The Institute of Certified Public Accountants in Ireland has been involved in education since 1943 and our approach, given the regulated responsibility of our members, is anything but ’informal and casual’.
I point you to CPA’s CPE requirements document(http://www.cpaireland.ie/UserFiles/File/CPE/CPE_Requirements.pdf), which will give you some flavour of the lack of informality.
CPA was the first of the ‘dusty’ accountancy bodies to introduce mandatory Continuous Professional Education(CPE) for its members. The format and content of our CPE programme, online or otherwise, is dictated by our members’ needs.
How do we find out about their needs? How do we let them know what’s on? Well, it’s back to old fashioned marketing. We engage with them. We communicate. We create dialogue.
Social media is just one way of doing this. A fad perhaps, but currently it is playing its part in a ( believe it or not), comprehensive communications plan. I am positive that next year will bring another medium and we will adapt accordingly.

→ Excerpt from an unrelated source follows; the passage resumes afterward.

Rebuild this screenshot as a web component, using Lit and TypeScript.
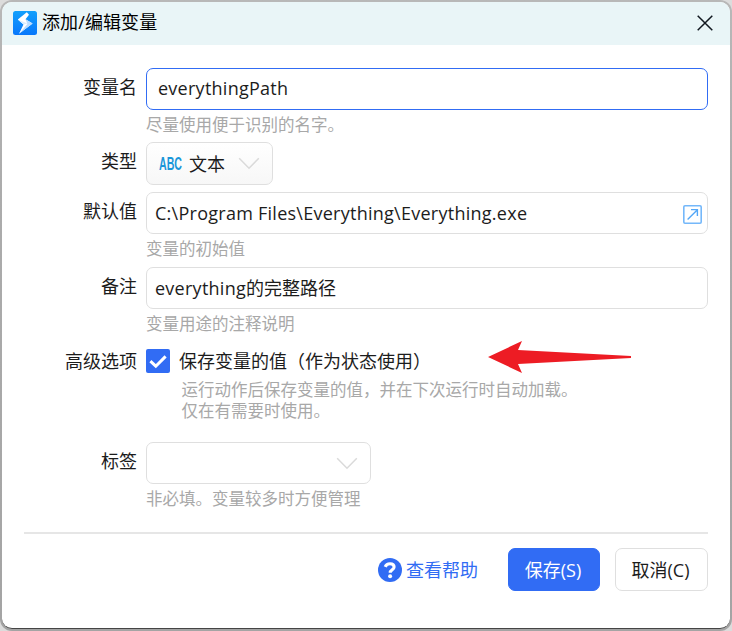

Unfortunately you miss the point completely. Social media is nothing to do with e-learning. It is merely one of many communication channels we successfully use to direct members to education and learning opportunities, class-based or online.
Kind regards
Suzanne Shaw
Director Business Development, CPA
Michael Hanley on 14 Jul 2009 at 11:31 am #
Dear Suzanne
Many thanks for taking the time to communicate with me. Firstly I need to apologize: as in many occupations (accountancy among them, no doubt), learning and development professionals sometimes use certain words and phrases in very specific contexts that extend their meaning beyond popular use. It simply didn’t occur to me that any of the terminology in the blog article text needed further exposition, and I regret that lack of clarity has caused you to object to and refute the remarks I made in my blog post.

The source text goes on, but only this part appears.